Immeasurable, Infinite

Orbital Operations for 14 May 2023

No, we’re not the BBC, but I like the old signs. Hello from out here on the rainy, windy Thames Delta. I have to stop farting around and get back to the grind. Two artists waiting for scripts, one waiting for me to have an idea, audio drama builds to listen through and annotate, calls to schedule.

On Friday, we recorded episode 101 of DEPARTMENT OF MIDNIGHT, with James Callis and our guest actor for that episode - we won’t be releasing the full cast details until we’re all done, but note in advance our amazing second actor almost had me in tears on the last scene.

We have the executed contracts for graphic novella PROJECT LOST SIERRA, so now our publisher is trapped: Next up is when to announce the thing, and for me to get writing. I wrote a detailed treatment for the book, which I think ran to about six pages in the end, for an intended 56-page work, so I’ll be working this one in what I think of as “John Rogers style.”

John once shared somewhere that, in his process, only the initial idea is the blank page. Every other iteration is a rewrite of the previous. The one-page idea is opened in writing software and rewritten into the outline. The outline is rewritten into the detailed treatment. The treatment is rewritten into the script. Only the beginning is a blank page - every other version, he’s got work down on the page to revise and build on. In each version, he’s only having to solve the problems he left for himself — he never has to start from scratch.

I don’t work in that way a lot? But sometimes it’s just the boost you need. And this project has a very exact structure, and I need to take away my tendency to wing it with this one.

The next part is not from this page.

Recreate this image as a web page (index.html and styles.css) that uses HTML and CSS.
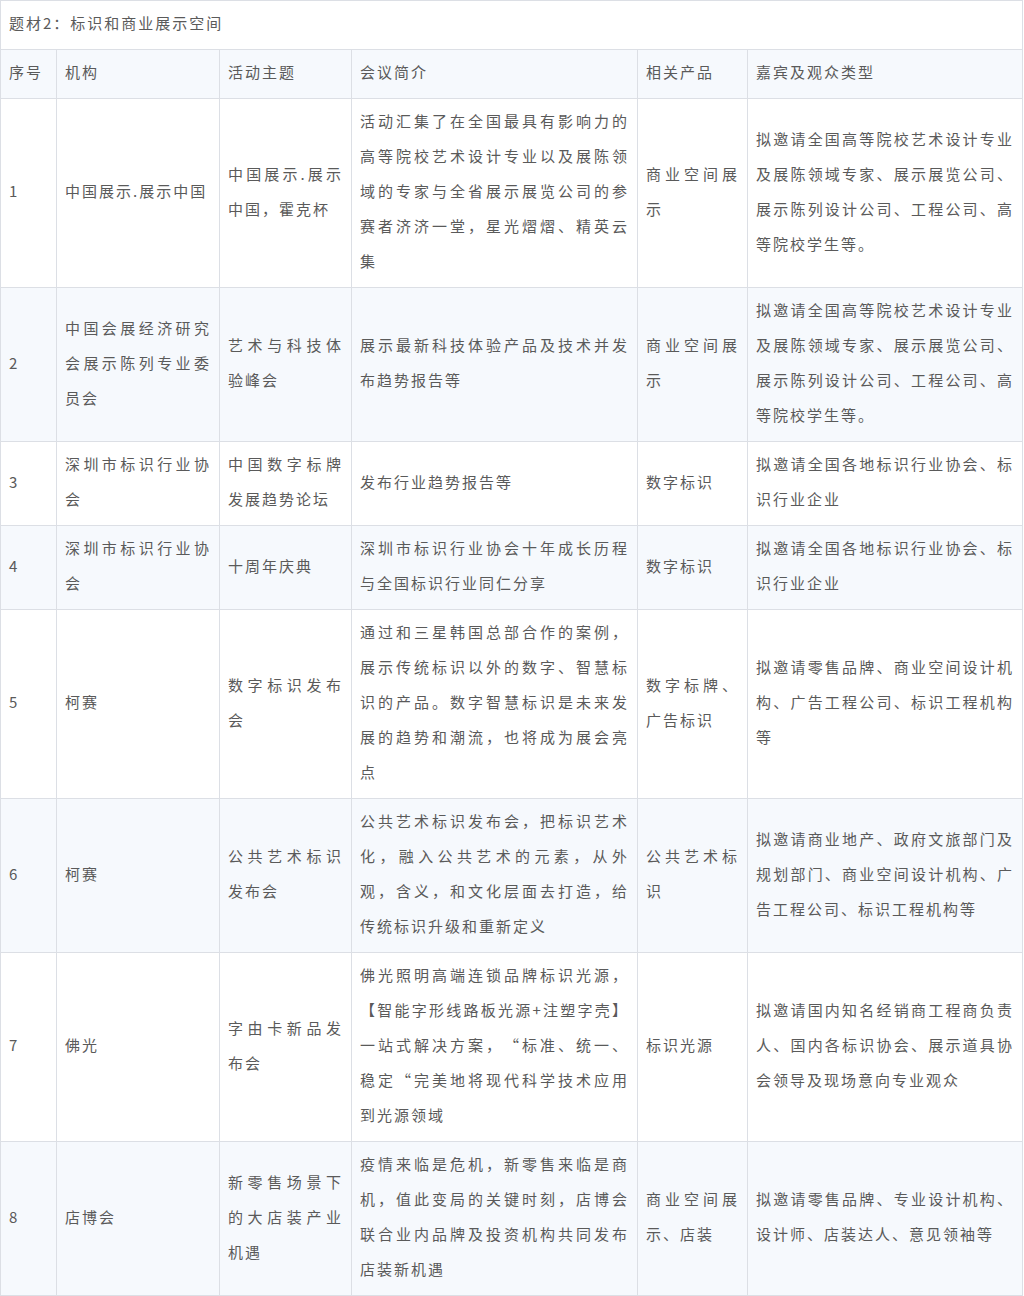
FILE: index.html
```html
<!DOCTYPE html>
<html lang="zh-CN">
<head>
<meta charset="utf-8">
<title>题材2：标识和商业展示空间</title>
<link rel="stylesheet" href="styles.css">
</head>
<body>
<table class="grid">
  <colgroup>
    <col class="c-no">
    <col class="c-org">
    <col class="c-theme">
    <col class="c-intro">
    <col class="c-prod">
    <col class="c-guest">
  </colgroup>
  <tbody>
    <tr class="title-row"><td colspan="6">题材2：标识和商业展示空间</td></tr>
    <tr class="alt"><td>序号</td><td>机构</td><td>活动主题</td><td>会议简介</td><td>相关产品</td><td>嘉宾及观众类型</td></tr>
    <tr>
      <td>1</td>
      <td>中国展示.展示中国</td>
      <td>中国展示.展示中国，霍克杯</td>
      <td>活动汇集了在全国最具有影响力的高等院校艺术设计专业以及展陈领域的专家与全省展示展览公司的参赛者济济一堂，星光熠熠、精英云集</td>
      <td>商业空间展示</td>
      <td>拟邀请全国高等院校艺术设计专业及展陈领域专家、展示展览公司、展示陈列设计公司、工程公司、高等院校学生等。</td>
    </tr>
    <tr class="alt">
      <td>2</td>
      <td>中国会展经济研究会展示陈列专业委员会</td>
      <td>艺术与科技体验峰会</td>
      <td>展示最新科技体验产品及技术并发布趋势报告等</td>
      <td>商业空间展示</td>
      <td>拟邀请全国高等院校艺术设计专业及展陈领域专家、展示展览公司、展示陈列设计公司、工程公司、高等院校学生等。</td>
    </tr>
    <tr>
      <td>3</td>
      <td>深圳市标识行业协会</td>
      <td>中国数字标牌发展趋势论坛</td>
      <td>发布行业趋势报告等</td>
      <td>数字标识</td>
      <td>拟邀请全国各地标识行业协会、标识行业企业</td>
    </tr>
    <tr class="alt">
      <td>4</td>
      <td>深圳市标识行业协会</td>
      <td>十周年庆典</td>
      <td>深圳市标识行业协会十年成长历程与全国标识行业同仁分享</td>
      <td>数字标识</td>
      <td>拟邀请全国各地标识行业协会、标识行业企业</td>
    </tr>
    <tr>
      <td>5</td>
      <td>柯赛</td>
      <td>数字标识发布会</td>
      <td>通过和三星韩国总部合作的案例，展示传统标识以外的数字、智慧标识的产品。数字智慧标识是未来发展的趋势和潮流，也将成为展会亮点</td>
      <td>数字标牌、广告标识</td>
      <td>拟邀请零售品牌、商业空间设计机构、广告工程公司、标识工程机构等</td>
    </tr>
    <tr class="alt">
      <td>6</td>
      <td>柯赛</td>
      <td>公共艺术标识发布会</td>
      <td>公共艺术标识发布会，把标识艺术化，融入公共艺术的元素，从外观，含义，和文化层面去打造，给传统标识升级和重新定义</td>
      <td>公共艺术标识</td>
      <td>拟邀请商业地产、政府文旅部门及规划部门、商业空间设计机构、广告工程公司、标识工程机构等</td>
    </tr>
    <tr>
      <td>7</td>
      <td>佛光</td>
      <td>字由卡新品发布会</td>
      <td>佛光照明高端连锁品牌标识光源，【智能字形线路板光源+注塑字壳】<span class="fw">一站式解决方案，“标准、统一、稳定“完美地将现代科学技术应用到光源领域</span></td>
      <td>标识光源</td>
      <td>拟邀请国内知名经销商工程商负责人、国内各标识协会、展示道具协会领导及现场意向专业观众</td>
    </tr>
    <tr class="alt">
      <td>8</td>
      <td>店博会</td>
      <td>新零售场景下的大店装产业机遇</td>
      <td>疫情来临是危机，新零售来临是商机，值此变局的关键时刻，店博会联合业内品牌及投资机构共同发布店装新机遇</td>
      <td>商业空间展示、店装</td>
      <td>拟邀请零售品牌、专业设计机构、设计师、店装达人、意见领袖等</td>
    </tr>
  </tbody>
</table>
</body>
</html>
```
FILE: styles.css
```css
html, body {
  margin: 0;
  padding: 0;
  background: #ffffff;
}

body {
  font-family: "Noto Sans CJK SC", "Noto Sans", "Liberation Sans", sans-serif;
  color: #5a5a5a;
}

.grid {
  width: 1023px;
  table-layout: fixed;
  border-collapse: collapse;
  font-size: 15px;
  letter-spacing: 2px;
  line-height: 35px;
  text-spacing-trim: space-all;
}

.c-no { width: 56px; }
.c-org { width: 163px; }
.c-theme { width: 132px; }
.c-intro { width: 286px; }
.c-prod { width: 110px; }
.c-guest { width: 275px; }

.grid td {
  border: 1px solid #dcdfe5;
  padding: 4px 8px 9px;
  vertical-align: middle;
  text-align: justify;
  word-break: break-all;
}

.grid .title-row td {
  letter-spacing: 2px;
  background: #ffffff;
}

.grid .alt td {
  background: #f6f9fd;
}

.fw {
  font-variant-east-asian: full-width;
}
```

And I need the boost because, in the last couple of years, I’ve done screenplays, audio dramas, treatments and outlines and creative consulting and not a lot of comics. And so I’ve briefly forgotten how to write them. Because of time.

In film and tv and in audio and generally in prose, you’re writing a continuous flow of time. Think of it as an old-timey roll of film. In comparison, comics stutter a bit. This is a very inexact analogy, but: to write a comic, you’re not writing the whole roll of film. You’re going in with scissors and clipping out the one frame that represents the minute of shot film on either side of that frame. And if you have more than thirty words of dialogue in that frame, then nobody will be able to see the picture.

Adjusting back to comics is always weird. Doing TREES after a year on GUN MACHINE and DEAD PIG COLLECTOR and all was a really weird adjustment - comics pages felt so light compared to prose pages.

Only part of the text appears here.